Considering what they could do if they chose to. And considering the fact that, as divided as the American public is about why they went to war, the general attitude of most of them is one of “Lets just take the leash off the military, let em do what they do best and end this thing. Then bring em home.”
Far from getting indignant at the fact the idea of bombing AJ was tossed about – I’m rather surprised at the restraint shown so far by the fact they’re still on the air.

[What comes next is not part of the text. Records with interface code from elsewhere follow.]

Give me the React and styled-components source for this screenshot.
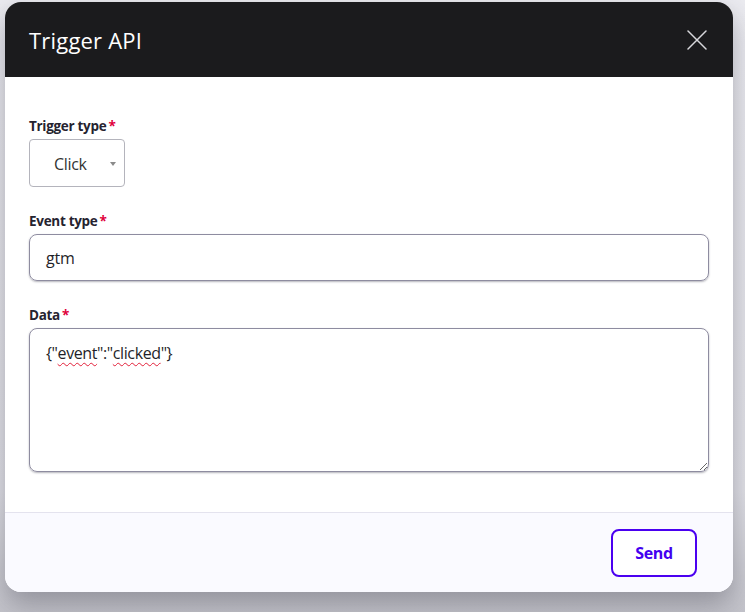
import React from "react";
import styled, { createGlobalStyle } from "styled-components";

const GlobalStyle = createGlobalStyle`
  html, body {
    margin: 0;
    padding: 0;
    height: 100%;
  }
  body {
    background: linear-gradient(180deg, #ececf1 0%, #e3e3e9 80%, #c4c4cb 100%);
    font-family: "Open Sans", "Noto Sans", sans-serif;
    overflow: hidden;
  }
`;

const Backdrop = styled.div`
  padding: 2px 12px 20px 5px;
`;

const Modal = styled.div`
  width: 728px;
  height: 590px;
  border-radius: 16px;
  overflow: hidden;
  display: flex;
  flex-direction: column;
  background: #fff;
  box-shadow: 0 12px 28px rgba(40, 40, 55, 0.35);
`;

const Header = styled.div`
  height: 75px;
  flex-shrink: 0;
  background: #1b1b1d;
  display: flex;
  align-items: center;
  justify-content: space-between;
  padding: 0 24px;
  box-sizing: border-box;
`;

const Title = styled.h2`
  margin: 0;
  font-size: 22px;
  font-weight: 400;
  color: #fff;
  letter-spacing: 0.2px;
`;

const CloseBtn = styled.button`
  background: none;
  border: none;
  padding: 0;
  width: 24px;
  height: 24px;
  display: flex;
  align-items: center;
  justify-content: center;
  cursor: pointer;
`;

const Body = styled.div`
  flex: 1;
  padding: 41px 24px 0 24px;
  display: flex;
  flex-direction: column;
`;

const Field = styled.div`
  display: flex;
  flex-direction: column;
  margin-bottom: ${(p) => p.mb || 0}px;
`;

const Label = styled.label`
  font-size: 13.5px;
  font-weight: 700;
  color: #25232f;
  margin-bottom: 5px;
  letter-spacing: -0.3px;
  line-height: 16px;
`;

const Star = styled.span`
  color: #e0003c;
  margin-left: 2px;
`;

const SelectBox = styled.div`
  width: 96px;
  height: 48px;
  box-sizing: border-box;
  border: 1px solid #b4b4bc;
  border-radius: 4px;
  display: flex;
  align-items: center;
  padding: 2px 8px 0 24px;
  font-size: 16px;
  color: #333;
  letter-spacing: -0.3px;
  justify-content: space-between;
`;

const Caret = styled.span`
  width: 0;
  height: 0;
  border-left: 3.5px solid transparent;
  border-right: 3.5px solid transparent;
  border-top: 4px solid #8a8a8a;
`;

const TextInput = styled.div`
  height: 47px;
  box-sizing: border-box;
  border: 1px solid #8e8ca0;
  border-radius: 8px;
  box-shadow: 0 1px 2px rgba(40, 40, 60, 0.35);
  display: flex;
  align-items: center;
  padding: 0 16px;
  font-size: 16px;
  color: #1f1f29;
  letter-spacing: -0.2px;
`;

const TextArea = styled.div`
  height: 144px;
  box-sizing: border-box;
  border: 1px solid #8e8ca0;
  border-radius: 8px;
  box-shadow: 0 1px 2px rgba(40, 40, 60, 0.35);
  padding: 13px 16px;
  font-size: 16px;
  color: #1f1f29;
  letter-spacing: -0.4px;
  overflow: auto;
  resize: vertical;
`;

const Misspelled = styled.span`
  text-decoration: underline wavy #e2203a;
  text-decoration-thickness: 1px;
  text-underline-offset: 3px;
`;

const Footer = styled.div`
  height: 80px;
  flex-shrink: 0;
  box-sizing: border-box;
  border-top: 1px solid #e4e3ee;
  background: #fafaff;
  display: flex;
  align-items: center;
  justify-content: flex-end;
  padding: 0 36px 0 24px;
`;

const SendBtn = styled.button`
  width: 86px;
  height: 48px;
  border: 2px solid #4a00f0;
  border-radius: 8px;
  background: #fff;
  color: #4300f0;
  font-family: inherit;
  font-size: 16px;
  font-weight: 700;
  letter-spacing: -0.3px;
  cursor: pointer;
`;

function App() {
  return (
    <>
      <GlobalStyle />
      <Backdrop>
        <Modal>
          <Header>
            <Title>Trigger API</Title>
            <CloseBtn aria-label="Close">
              <svg width="20" height="20" viewBox="0 0 20 20">
                <path d="M1 1 L19 19 M19 1 L1 19" stroke="#d8d8dc" strokeWidth="1.5" strokeLinecap="round" />
              </svg>
            </CloseBtn>
          </Header>
          <Body>
            <Field mb={26}>
              <Label>Trigger type<Star>*</Star></Label>
              <SelectBox>
                <span>Click</span>
                <Caret />
              </SelectBox>
            </Field>
            <Field mb={26}>
              <Label>Event type<Star>*</Star></Label>
              <TextInput>gtm</TextInput>
            </Field>
            <Field>
              <Label>Data<Star>*</Star></Label>
              <TextArea role="textbox">
                {'{"'}<Misspelled>event</Misspelled>{'":"'}<Misspelled>clicked</Misspelled>{'"}'}
              </TextArea>
            </Field>
          </Body>
          <Footer>
            <SendBtn>Send</SendBtn>
          </Footer>
        </Modal>
      </Backdrop>
    </>
  );
}

export default App;
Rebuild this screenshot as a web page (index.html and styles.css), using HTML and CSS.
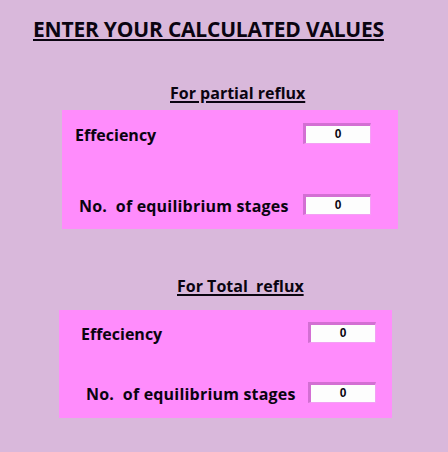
FILE: index.html
```html
<!DOCTYPE html>
<html>
<head>
<meta charset="utf-8">
<link rel="stylesheet" href="styles.css">
</head>
<body>
<div class="page">
  <h1 class="title">ENTER YOUR CALCULATED VALUES</h1>

  <h2 class="sub sub-partial">For partial reflux</h2>
  <div class="panel panel-partial">
    <div class="row row-eff">
      <span class="label">Effeciency</span>
      <div class="field">0</div>
    </div>
    <div class="row row-stages">
      <span class="label label-stages">No.&nbsp; of equilibrium stages</span>
      <div class="field">0</div>
    </div>
  </div>

  <h2 class="sub sub-total">For Total&nbsp; reflux</h2>
  <div class="panel panel-total">
    <div class="row row-eff">
      <span class="label">Effeciency</span>
      <div class="field">0</div>
    </div>
    <div class="row row-stages">
      <span class="label label-stages">No.&nbsp; of equilibrium stages</span>
      <div class="field">0</div>
    </div>
  </div>
</div>
</body>
</html>
```

FILE: styles.css
```css
html, body {
  margin: 0;
  padding: 0;
  background: #d9b8db;
}
body {
  width: 448px;
  height: 452px;
  overflow: hidden;
  font-family: "Open Sans", "Liberation Sans", sans-serif;
  color: #0a0410;
}
.page {
  display: flex;
  flex-direction: column;
  align-items: flex-start;
}
.title {
  margin: 16px 0 0 33px;
  font-size: 21px;
  font-weight: 700;
  line-height: 26px;
  text-decoration: underline;
  text-underline-offset: 2px;
  text-decoration-thickness: 2px;
  letter-spacing: -0.2px;
}
.sub {
  font-size: 16px;
  font-weight: 700;
  line-height: 20px;
  text-decoration: underline;
  text-underline-offset: 2px;
  text-decoration-thickness: 2px;
  margin: 0;
}
.sub-partial {
  margin: 41px 0 0 170px;
}
.sub-total {
  margin: 47px 0 0 177px;
}
.panel {
  background: #ff8cfc;
  display: flex;
  flex-direction: column;
  box-sizing: border-box;
}
.panel-partial {
  margin: 7px 0 0 62px;
  width: 336px;
  height: 119px;
  padding: 13px 27px 0 13px;
}
.panel-total {
  margin: 14px 0 0 59px;
  width: 333px;
  height: 108px;
  padding: 12px 16px 0 22px;
}
.row {
  display: flex;
  align-items: center;
  justify-content: space-between;
  height: 21px;
}
.row-stages {
  margin-top: 50px;
  padding-left: 4px;
}
.panel-total .row-stages {
  margin-top: 39px;
  padding-left: 5px;
}
.label {
  font-size: 16px;
  font-weight: 700;
  line-height: 21px;
  padding-top: 3px;
}
.label-stages {
  letter-spacing: 0.2px;
}
.field {
  width: 68px;
  height: 21px;
  box-sizing: border-box;
  background: #fdfdfd;
  border-top: 3px solid #d36fd3;
  border-left: 3px solid #d36fd3;
  border-right: 1px solid #f4a0f4;
  border-bottom: 1px solid #f4a0f4;
  font-family: "Liberation Sans", sans-serif;
  font-size: 12px;
  font-weight: 700;
  line-height: 17px;
  text-align: center;
}
```
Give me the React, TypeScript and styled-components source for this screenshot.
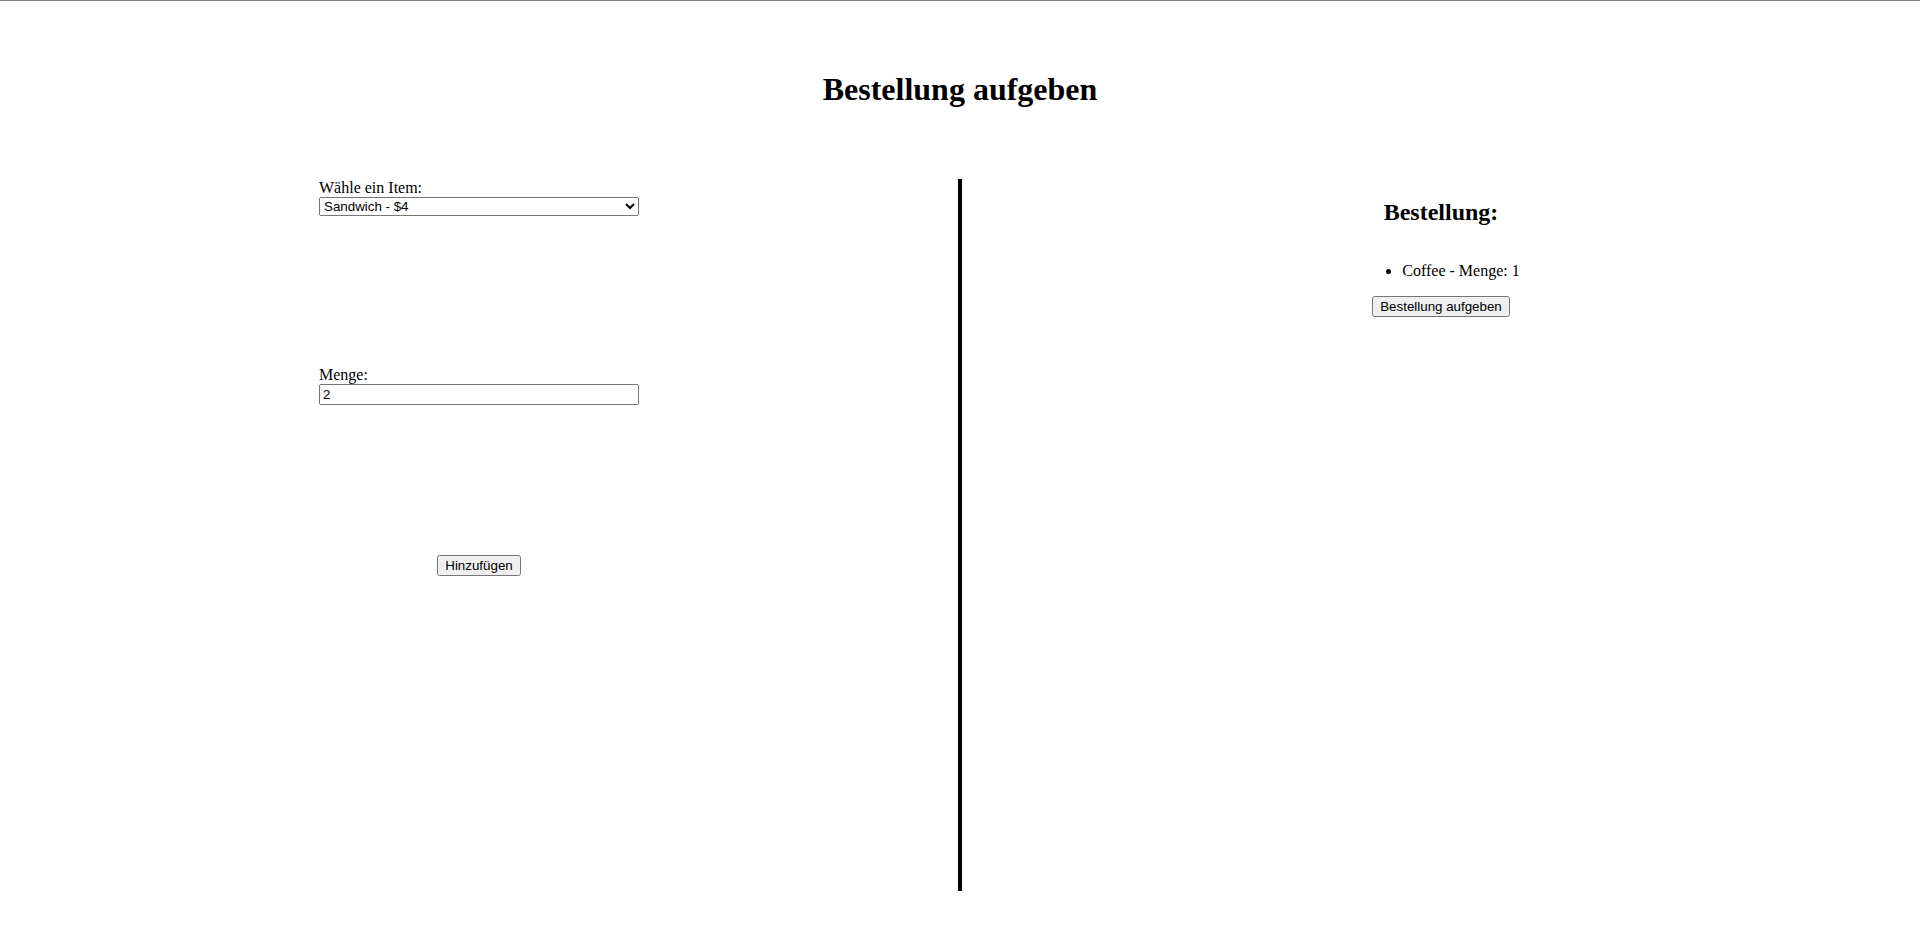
import React, { useState } from "react"
import styled, { createGlobalStyle } from "styled-components"

const GlobalStyle = createGlobalStyle`
  body {
    margin: 0;
    font-family: "Liberation Serif", "Times New Roman", serif;
    font-size: 16px;
    color: #000;
    background: #fff;
  }
`

const Page = styled.div`
  border-top: 1px solid #808080;
  padding-top: 70px;
`

const Title = styled.h1`
  font-size: 32px;
  font-weight: bold;
  text-align: center;
  margin: 0 0 71px;
`

const Columns = styled.div`
  display: flex;
  height: 712px;
`

const OrderForm = styled.div`
  flex: 1;
  border-right: 4px solid #000;
  display: flex;
  flex-direction: column;
  align-items: center;
  gap: 150px;
`

const Field = styled.div`
  width: 320px;

  label {
    display: block;
  }

  select,
  input {
    display: block;
    width: 100%;
    box-sizing: border-box;
    margin: 0;
    font-family: "Liberation Sans", Arial, sans-serif;
    font-size: 13.333px;
  }
`

const Button = styled.button`
  font-family: "Liberation Sans", Arial, sans-serif;
  font-size: 13.333px;
`

const Summary = styled.div`
  flex: 1;
  display: flex;
  flex-direction: column;
  align-items: center;

  h2 {
    font-size: 24px;
    margin: 20px 0;
  }

  ul {
    margin: 16px 0;
    padding-left: 40px;
  }
`

const items = [
  { name: "Coffee", price: 3 },
  { name: "Sandwich", price: 4 },
  { name: "Cake", price: 5 },
]

const App = () => {
  const [item, setItem] = useState("Sandwich")
  const [quantity, setQuantity] = useState("2")
  const [order] = useState([{ name: "Coffee", quantity: 1 }])

  return (
    <Page>
      <GlobalStyle />
      <Title>Bestellung aufgeben</Title>
      <Columns>
        <OrderForm>
          <Field>
            <label htmlFor="item">Wähle ein Item:</label>
            <select id="item" value={item} onChange={e => setItem(e.target.value)}>
              {items.map(i => (
                <option key={i.name} value={i.name}>
                  {i.name} - ${i.price}
                </option>
              ))}
            </select>
          </Field>
          <Field>
            <label htmlFor="quantity">Menge:</label>
            <input
              id="quantity"
              type="text"
              value={quantity}
              onChange={e => setQuantity(e.target.value)}
            />
          </Field>
          <Button>Hinzufügen</Button>
        </OrderForm>
        <Summary>
          <h2>Bestellung:</h2>
          <ul>
            {order.map((o, i) => (
              <li key={i}>
                {o.name} - Menge: {o.quantity}
              </li>
            ))}
          </ul>
          <Button>Bestellung aufgeben</Button>
        </Summary>
      </Columns>
    </Page>
  )
}

export default App
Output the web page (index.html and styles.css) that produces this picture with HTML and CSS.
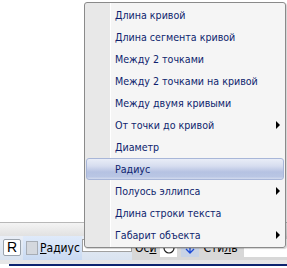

And don’t think any concern for the opinion of Europeans or anyone else ways heavy on their decision making process. Paraphrasing here – But the attitude towards the complaining of foreigners (Europeans in particular) has been summed up for me as “Complain? Let em complain all they want. You figure the more energy they spend bitching about us – the less likely it is they’ll l fall back into their default mode of acting out their frustrations & start killing each other off in obscene numbers again.. Naaah, better to have em hate on us than us have to waste any more blood and treasure stopping anymore of their genocides.”

26

IJ 11.29.05 at 5:13 am

Attacking the headquarters of Al Jazeera was recommended many times in the past. It wasn’t done, of course, but there are few enforceable rules to stop warfare.

27

soru 11.29.05 at 7:07 am

And as Al Jazeera is widely perceived to have chosen to act as the “information ministry” for the fascist Islamist movement in general and Bin Laden’s network in particular

The thing about perceptions is that it is generally a good idea if they have some degree of grounding in reality.

If you can’t tell the difference between a giant and a windmill, then the noblest of intentions won’t prevent you from looking an idiot and being a menace.

Al jazeera may well be big, scary and above all unfamiliar, but don’t let that lead you to the same mistake as Don Quixote.